* Task
Leave out the pictures and repeat the data exactly.

-- START OF Dataset excerpt --

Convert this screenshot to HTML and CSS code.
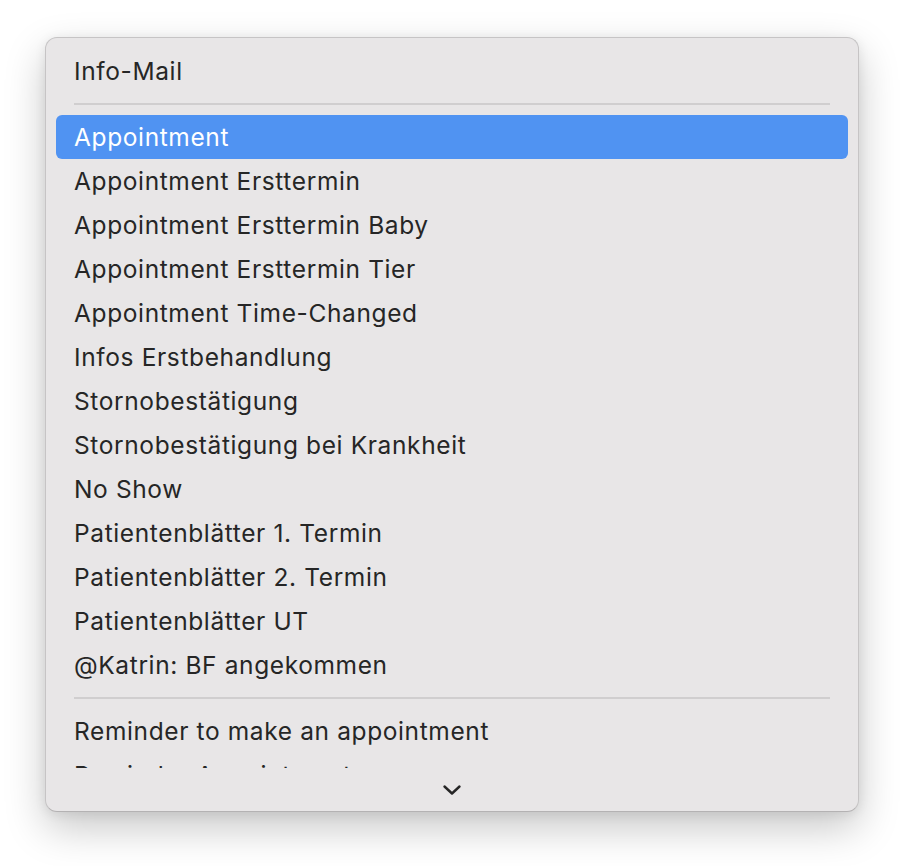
FILE: index.html
```html
<!DOCTYPE html>
<html>
<head>
<meta charset="utf-8">
<link rel="stylesheet" href="styles.css">
</head>
<body>
<div class="menu">
  <div class="viewport">
    <div class="item">Info-Mail</div>
    <div class="sep"></div>
    <div class="item selected">Appointment</div>
    <div class="item">Appointment Ersttermin</div>
    <div class="item">Appointment Ersttermin Baby</div>
    <div class="item">Appointment Ersttermin Tier</div>
    <div class="item">Appointment Time-Changed</div>
    <div class="item">Infos Erstbehandlung</div>
    <div class="item">Stornobestätigung</div>
    <div class="item">Stornobestätigung bei Krankheit</div>
    <div class="item">No Show</div>
    <div class="item">Patientenblätter 1. Termin</div>
    <div class="item">Patientenblätter 2. Termin</div>
    <div class="item">Patientenblätter UT</div>
    <div class="item">@Katrin: BF angekommen</div>
    <div class="sep"></div>
    <div class="item">Reminder to make an appointment</div>
    <div class="item">Reminder Appointment</div>
  </div>
  <div class="scroll">
    <svg width="20" height="12" viewBox="0 0 20 12"><path d="M2.5 2.5 L10 9.5 L17.5 2.5" fill="none" stroke="#262626" stroke-width="2.4" stroke-linecap="round" stroke-linejoin="round"/></svg>
  </div>
</div>
</body>
</html>
```

FILE: styles.css
```css
html, body {
  margin: 0;
  padding: 0;
  background: #ffffff;
}
body {
  min-height: 866px;
  box-sizing: border-box;
  padding: 37px 0 0 45px;
  font-family: "Inter", "Liberation Sans", sans-serif;
}
.menu {
  width: 812px;
  height: 773px;
  background: #e8e6e7;
  border: 1px solid #c6c4c5;
  border-bottom-color: #b4b2b3;
  border-radius: 12px;
  box-shadow: 0 16px 40px rgba(0,0,0,0.22), 0 2px 12px rgba(0,0,0,0.08);
  display: flex;
  flex-direction: column;
  overflow: hidden;
}
.viewport {
  height: 730px;
  padding: 11px 10px 0 10px;
  box-sizing: border-box;
  overflow: hidden;
  flex: none;
}
.item {
  height: 44px;
  line-height: 44px;
  padding-left: 18px;
  font-size: 24.5px;
  letter-spacing: 0.62px;
  color: #262626;
  border-radius: 6px;
  white-space: nowrap;
}
.item.selected {
  background: #5093f2;
  color: #ffffff;
}
.sep {
  height: 22px;
  margin: 0 18px;
  position: relative;
}
.sep::after {
  content: "";
  display: block;
  position: absolute;
  left: 0;
  right: 0;
  top: 10px;
  height: 2px;
  background: #d0cecf;
}
.scroll {
  flex: 1;
  display: flex;
  align-items: center;
  justify-content: center;
}
```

-- END OF Dataset excerpt --

* Response to the task
Convert this screenshot to HTML and CSS code.
FILE: index.html
```html
<!DOCTYPE html>
<html>
<head>
<meta charset="utf-8">
<link rel="stylesheet" href="styles.css">
</head>
<body>
<div class="menu">
  <div class="viewport">
    <div class="item">Info-Mail</div>
    <div class="sep"></div>
    <div class="item selected">Appointment</div>
    <div class="item">Appointment Ersttermin</div>
    <div class="item">Appointment Ersttermin Baby</div>
    <div class="item">Appointment Ersttermin Tier</div>
    <div class="item">Appointment Time-Changed</div>
    <div class="item">Infos Erstbehandlung</div>
    <div class="item">Stornobestätigung</div>
    <div class="item">Stornobestätigung bei Krankheit</div>
    <div class="item">No Show</div>
    <div class="item">Patientenblätter 1. Termin</div>
    <div class="item">Patientenblätter 2. Termin</div>
    <div class="item">Patientenblätter UT</div>
    <div class="item">@Katrin: BF angekommen</div>
    <div class="sep"></div>
    <div class="item">Reminder to make an appointment</div>
    <div class="item">Reminder Appointment</div>
  </div>
  <div class="scroll">
    <svg width="20" height="12" viewBox="0 0 20 12"><path d="M2.5 2.5 L10 9.5 L17.5 2.5" fill="none" stroke="#262626" stroke-width="2.4" stroke-linecap="round" stroke-linejoin="round"/></svg>
  </div>
</div>
</body>
</html>
```

FILE: styles.css
```css
html, body {
  margin: 0;
  padding: 0;
  background: #ffffff;
}
body {
  min-height: 866px;
  box-sizing: border-box;
  padding: 37px 0 0 45px;
  font-family: "Inter", "Liberation Sans", sans-serif;
}
.menu {
  width: 812px;
  height: 773px;
  background: #e8e6e7;
  border: 1px solid #c6c4c5;
  border-bottom-color: #b4b2b3;
  border-radius: 12px;
  box-shadow: 0 16px 40px rgba(0,0,0,0.22), 0 2px 12px rgba(0,0,0,0.08);
  display: flex;
  flex-direction: column;
  overflow: hidden;
}
.viewport {
  height: 730px;
  padding: 11px 10px 0 10px;
  box-sizing: border-box;
  overflow: hidden;
  flex: none;
}
.item {
  height: 44px;
  line-height: 44px;
  padding-left: 18px;
  font-size: 24.5px;
  letter-spacing: 0.62px;
  color: #262626;
  border-radius: 6px;
  white-space: nowrap;
}
.item.selected {
  background: #5093f2;
  color: #ffffff;
}
.sep {
  height: 22px;
  margin: 0 18px;
  position: relative;
}
.sep::after {
  content: "";
  display: block;
  position: absolute;
  left: 0;
  right: 0;
  top: 10px;
  height: 2px;
  background: #d0cecf;
}
.scroll {
  flex: 1;
  display: flex;
  align-items: center;
  justify-content: center;
}
```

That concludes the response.